Мотивы к болезненному состоянию часто начинают пробуждаться уже в детстве. Жаждущий любви ребенок, который неохотно делится любовью родителей со своими братьями и сестрами, замечает, что та достается ему вновь целиком, когда родители встревожены его болезнью. Теперь он знает способ, которым можно выманить любовь родителей, и им воспользуется, как только в его распоряжении окажется психический материал, чтобы вызвать болезненное состояние. Когда ребенок затем становится взрослой женщиной и вопреки требованиям своего детства выходит замуж за не очень деликатного мужчину, подавляющего ее волю, беспощадно использующего ее рабочую силу, не проявляющего нежности и не тратящего на нее денег, нездоровье становится ее единственным оружием в утверждении своей жизни. Оно обеспечивает ей желанное бережное отношение, оно вынуждает мужа пойти на жертвы в деньгах и во внимании, которые он не предоставил бы ей здоровой, оно заставляет его осторожно обращаться с ней и после выздоровления, ибо в противном случае не заставит себя ждать рецидив. Внешне объективное, нежелательное состояние болезни, в которое приходится вмешиваться также лечащему врачу, позволяет ей без осознанных упреков целесообразно использовать средство, которое она сочла эффективным еще в детские годы.

И все же это нездоровье – продукт намерения! Как правило, болезненные состояния предназначены для определенного человека, и поэтому они исчезают с его удалением. Самое грубое и банальное суждение о болезни истериков, которое можно услышать от несведущих родственников и сиделок, в известном смысле является верным. Верно, что лежащие в постели парализованные больные вскочили бы, если бы в комнате вспыхнул пожар, что избалованная женщина забыла бы о всех своих недугах, если бы ее ребенок заболел опасной для жизни болезнью или их дому угрожала бы катастрофа. Все, кто так говорит о больных, правы вплоть до одного момента, где они пренебрегают психологическим различием между сознательным и бессознательным, что еще позволительно ребенку, но не годится для взрослого. Поэтому все эти уверения, что все дело в воле, и все подбадривания и поношения больных ничего не дают. Прежде всего нужно попытаться окольными путями анализа убедить их самих в существовании у них намерения болеть.

В необходимости бороться с мотивом болезни при истерии в общем и целом заключается слабость любой терапии, в том числе и психоаналитической.
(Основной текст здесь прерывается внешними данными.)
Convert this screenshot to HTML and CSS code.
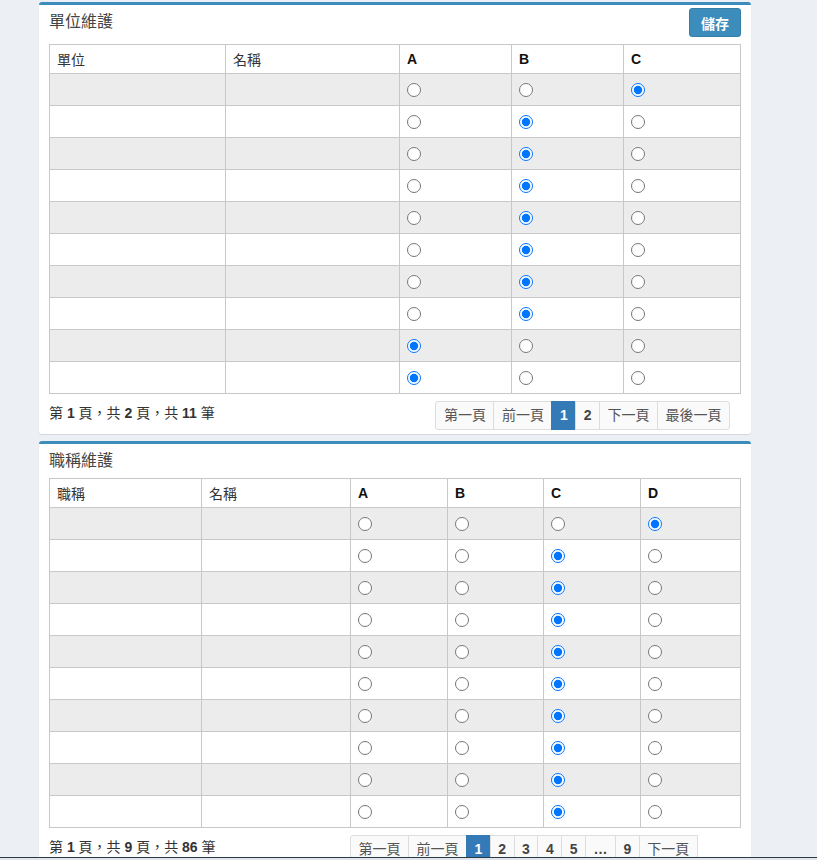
FILE: index.html
```html
<!DOCTYPE html>
<html lang="zh-Hant">
<head>
<meta charset="utf-8">
<title>維護</title>
<link rel="stylesheet" href="styles.css">
</head>
<body>
<div class="box">
  <div class="box-header">
    <h3 class="box-title">單位維護</h3>
    <button class="btn-save" type="button">儲存</button>
  </div>
  <table class="grid">
    <colgroup><col style="width:176px"><col style="width:174px"><col style="width:112px"><col style="width:112px"><col></colgroup>
    <thead>
      <tr><th><div class="hcell cjk">單位</div></th><th><div class="hcell cjk">名稱</div></th><th><div class="hcell">A</div></th><th><div class="hcell">B</div></th><th><div class="hcell">C</div></th></tr>
    </thead>
    <tbody>
      <tr><td><div class="cell"></div></td><td><div class="cell"></div></td><td><div class="cell"><input type="radio" name="u1"></div></td><td><div class="cell"><input type="radio" name="u1"></div></td><td><div class="cell"><input type="radio" name="u1" checked></div></td></tr>
      <tr><td><div class="cell"></div></td><td><div class="cell"></div></td><td><div class="cell"><input type="radio" name="u2"></div></td><td><div class="cell"><input type="radio" name="u2" checked></div></td><td><div class="cell"><input type="radio" name="u2"></div></td></tr>
      <tr><td><div class="cell"></div></td><td><div class="cell"></div></td><td><div class="cell"><input type="radio" name="u3"></div></td><td><div class="cell"><input type="radio" name="u3" checked></div></td><td><div class="cell"><input type="radio" name="u3"></div></td></tr>
      <tr><td><div class="cell"></div></td><td><div class="cell"></div></td><td><div class="cell"><input type="radio" name="u4"></div></td><td><div class="cell"><input type="radio" name="u4" checked></div></td><td><div class="cell"><input type="radio" name="u4"></div></td></tr>
      <tr><td><div class="cell"></div></td><td><div class="cell"></div></td><td><div class="cell"><input type="radio" name="u5"></div></td><td><div class="cell"><input type="radio" name="u5" checked></div></td><td><div class="cell"><input type="radio" name="u5"></div></td></tr>
      <tr><td><div class="cell"></div></td><td><div class="cell"></div></td><td><div class="cell"><input type="radio" name="u6"></div></td><td><div class="cell"><input type="radio" name="u6" checked></div></td><td><div class="cell"><input type="radio" name="u6"></div></td></tr>
      <tr><td><div class="cell"></div></td><td><div class="cell"></div></td><td><div class="cell"><input type="radio" name="u7"></div></td><td><div class="cell"><input type="radio" name="u7" checked></div></td><td><div class="cell"><input type="radio" name="u7"></div></td></tr>
      <tr><td><div class="cell"></div></td><td><div class="cell"></div></td><td><div class="cell"><input type="radio" name="u8"></div></td><td><div class="cell"><input type="radio" name="u8" checked></div></td><td><div class="cell"><input type="radio" name="u8"></div></td></tr>
      <tr><td><div class="cell"></div></td><td><div class="cell"></div></td><td><div class="cell"><input type="radio" name="u9" checked></div></td><td><div class="cell"><input type="radio" name="u9"></div></td><td><div class="cell"><input type="radio" name="u9"></div></td></tr>
      <tr><td><div class="cell"></div></td><td><div class="cell"></div></td><td><div class="cell"><input type="radio" name="u10" checked></div></td><td><div class="cell"><input type="radio" name="u10"></div></td><td><div class="cell"><input type="radio" name="u10"></div></td></tr>
    </tbody>
  </table>
  <div class="footer-row">
    <div class="info">第 <b>1</b> 頁，共 <b>2</b> 頁，共 <b>11</b> 筆</div>
    <div class="pager-wrap">
      <ul class="pagination">
        <li class="first">第一頁</li><li>前一頁</li><li class="num active">1</li><li class="num">2</li><li>下一頁</li><li class="last">最後一頁</li>
      </ul>
    </div>
  </div>
</div>

<div class="box">
  <div class="box-header">
    <h3 class="box-title">職稱維護</h3>
  </div>
  <table class="grid">
    <colgroup><col style="width:152px"><col style="width:149px"><col style="width:97px"><col style="width:96px"><col style="width:97px"><col></colgroup>
    <thead>
      <tr><th><div class="hcell cjk">職稱</div></th><th><div class="hcell cjk">名稱</div></th><th><div class="hcell">A</div></th><th><div class="hcell">B</div></th><th><div class="hcell">C</div></th><th><div class="hcell">D</div></th></tr>
    </thead>
    <tbody>
      <tr><td><div class="cell"></div></td><td><div class="cell"></div></td><td><div class="cell"><input type="radio" name="j1"></div></td><td><div class="cell"><input type="radio" name="j1"></div></td><td><div class="cell"><input type="radio" name="j1"></div></td><td><div class="cell"><input type="radio" name="j1" checked></div></td></tr>
      <tr><td><div class="cell"></div></td><td><div class="cell"></div></td><td><div class="cell"><input type="radio" name="j2"></div></td><td><div class="cell"><input type="radio" name="j2"></div></td><td><div class="cell"><input type="radio" name="j2" checked></div></td><td><div class="cell"><input type="radio" name="j2"></div></td></tr>
      <tr><td><div class="cell"></div></td><td><div class="cell"></div></td><td><div class="cell"><input type="radio" name="j3"></div></td><td><div class="cell"><input type="radio" name="j3"></div></td><td><div class="cell"><input type="radio" name="j3" checked></div></td><td><div class="cell"><input type="radio" name="j3"></div></td></tr>
      <tr><td><div class="cell"></div></td><td><div class="cell"></div></td><td><div class="cell"><input type="radio" name="j4"></div></td><td><div class="cell"><input type="radio" name="j4"></div></td><td><div class="cell"><input type="radio" name="j4" checked></div></td><td><div class="cell"><input type="radio" name="j4"></div></td></tr>
      <tr><td><div class="cell"></div></td><td><div class="cell"></div></td><td><div class="cell"><input type="radio" name="j5"></div></td><td><div class="cell"><input type="radio" name="j5"></div></td><td><div class="cell"><input type="radio" name="j5" checked></div></td><td><div class="cell"><input type="radio" name="j5"></div></td></tr>
      <tr><td><div class="cell"></div></td><td><div class="cell"></div></td><td><div class="cell"><input type="radio" name="j6"></div></td><td><div class="cell"><input type="radio" name="j6"></div></td><td><div class="cell"><input type="radio" name="j6" checked></div></td><td><div class="cell"><input type="radio" name="j6"></div></td></tr>
      <tr><td><div class="cell"></div></td><td><div class="cell"></div></td><td><div class="cell"><input type="radio" name="j7"></div></td><td><div class="cell"><input type="radio" name="j7"></div></td><td><div class="cell"><input type="radio" name="j7" checked></div></td><td><div class="cell"><input type="radio" name="j7"></div></td></tr>
      <tr><td><div class="cell"></div></td><td><div class="cell"></div></td><td><div class="cell"><input type="radio" name="j8"></div></td><td><div class="cell"><input type="radio" name="j8"></div></td><td><div class="cell"><input type="radio" name="j8" checked></div></td><td><div class="cell"><input type="radio" name="j8"></div></td></tr>
      <tr><td><div class="cell"></div></td><td><div class="cell"></div></td><td><div class="cell"><input type="radio" name="j9"></div></td><td><div class="cell"><input type="radio" name="j9"></div></td><td><div class="cell"><input type="radio" name="j9" checked></div></td><td><div class="cell"><input type="radio" name="j9"></div></td></tr>
      <tr><td><div class="cell"></div></td><td><div class="cell"></div></td><td><div class="cell"><input type="radio" name="j10"></div></td><td><div class="cell"><input type="radio" name="j10"></div></td><td><div class="cell"><input type="radio" name="j10" checked></div></td><td><div class="cell"><input type="radio" name="j10"></div></td></tr>
    </tbody>
  </table>
  <div class="footer-row">
    <div class="info">第 <b>1</b> 頁，共 <b>9</b> 頁，共 <b>86</b> 筆</div>
    <div class="pager-wrap">
      <ul class="pagination">
        <li class="first">第一頁</li><li>前一頁</li><li class="num active">1</li><li class="num">2</li><li class="num">3</li><li class="num">4</li><li class="num">5</li><li class="num">…</li><li class="num">9</li><li>下一頁</li><li class="last">最後一頁</li>
      </ul>
    </div>
  </div>
</div>
<div class="bottom-bar"></div>
</body>
</html>
```
FILE: styles.css
```css
* { box-sizing: border-box; }

body {
  margin: 0;
  padding: 2px 0 0 39px;
  background: #ecf0f5;
  font-family: "Liberation Sans", "Noto Sans CJK TC", sans-serif;
  font-size: 14px;
  color: #333;
}

.box {
  width: 712px;
  background: #fff;
  border-top: 3px solid #3c8dbc;
  border-radius: 3px;
  box-shadow: 0 1px 1px rgba(0, 0, 0, 0.1);
  padding: 0 10px 4px;
  margin-bottom: 7px;
}

.box-header {
  display: flex;
  justify-content: space-between;
  align-items: flex-start;
}

.box-title {
  margin: 0;
  padding: 6px 0;
  font-size: 16px;
  font-weight: normal;
  line-height: 22px;
  color: #444;
}

.btn-save {
  margin: 3px 0 7px 0;
  width: 52px;
  height: 29px;
  padding: 0;
  background: #3c8dbc;
  border: 1px solid #367fa9;
  border-radius: 3px;
  color: #fff;
  font-family: "Liberation Sans", "Noto Sans CJK TC", sans-serif;
  font-size: 14px;
  font-weight: bold;
}

.grid {
  width: 100%;
  border-collapse: collapse;
  table-layout: fixed;
}

.grid th,
.grid td {
  border: 1px solid #c8c8c8;
  padding: 0 7px;
  text-align: left;
  vertical-align: middle;
}

.hcell {
  height: 28px;
  display: flex;
  align-items: center;
  font-weight: bold;
  color: #111;
}

.hcell.cjk {
  font-weight: normal;
  color: #333;
}

.cell {
  height: 31px;
  display: flex;
  align-items: center;
}

.grid tbody tr:nth-child(odd) td {
  background: #ececec;
}

.cell input {
  margin: 0;
  width: 14px;
  height: 14px;
}

.footer-row {
  display: flex;
  justify-content: space-between;
  align-items: flex-start;
  margin-top: 7px;
}

.info {
  padding-top: 2px;
  line-height: 20px;
  color: #333;
}

.pager-wrap {
  width: 380px;
  margin-right: 11px;
  display: flex;
  justify-content: flex-end;
}

.pagination {
  display: flex;
  flex-wrap: wrap;
  list-style: none;
  margin: 0;
  padding: 0 0 0 1px;
}

.pagination li {
  margin-left: -1px;
  padding: 4px 7.5px;
  line-height: 19px;
  border: 1px solid #ddd;
  background: #fafafa;
  color: #555;
}

.pagination li.num {
  font-weight: bold;
  color: #444;
}

.pagination li.active {
  background: #337ab7;
  border-color: #337ab7;
  color: #fff;
}

.pagination li.first {
  border-radius: 3px 0 0 3px;
}

.pagination li.last {
  border-radius: 0 3px 3px 0;
}

.bottom-bar {
  position: fixed;
  left: 0;
  right: 0;
  bottom: 0;
  height: 3px;
  border-top: 1px solid #2b3a45;
  background: #dfe5ea;
}
```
Судьбе здесь проще, ей не нужно воздействовать ни на конституцию, ни на патогенный материал больного; она просто отнимает мотив болезни, и больной на какое-то время, возможно, даже надолго освобождается от болезни. Насколько меньше чудесных исцелений и спонтанных исчезновений симптомов при истерии находили бы мы, врачи, если бы чаще вникали в утаиваемые от нас жизненные интересы больных! Здесь истек срок, внимание перенеслось на другого человека, ситуация коренным образом изменилась вследствие внешнего события, и прежде стойкий недуг в один миг исчез, якобы спонтанно, но на самом деле потому, что лишился своего сильнейшего мотива, одного из своих применений в жизни.

Мотивы, подкрепляющие нездоровье, вероятно, встречаются во всех запущенных случаях. Однако имеются случаи с чисто внутренними мотивами, как, например, самонаказание, то есть раскаяние и наказание. Разрешить терапевтическую задачу здесь проще, чем тогда, когда болезнь связана с достижением внешней цели>[49]. Эта цель для Доры, очевидно, состояла в том, чтобы уговорить отца и отвлечь его от госпожи К.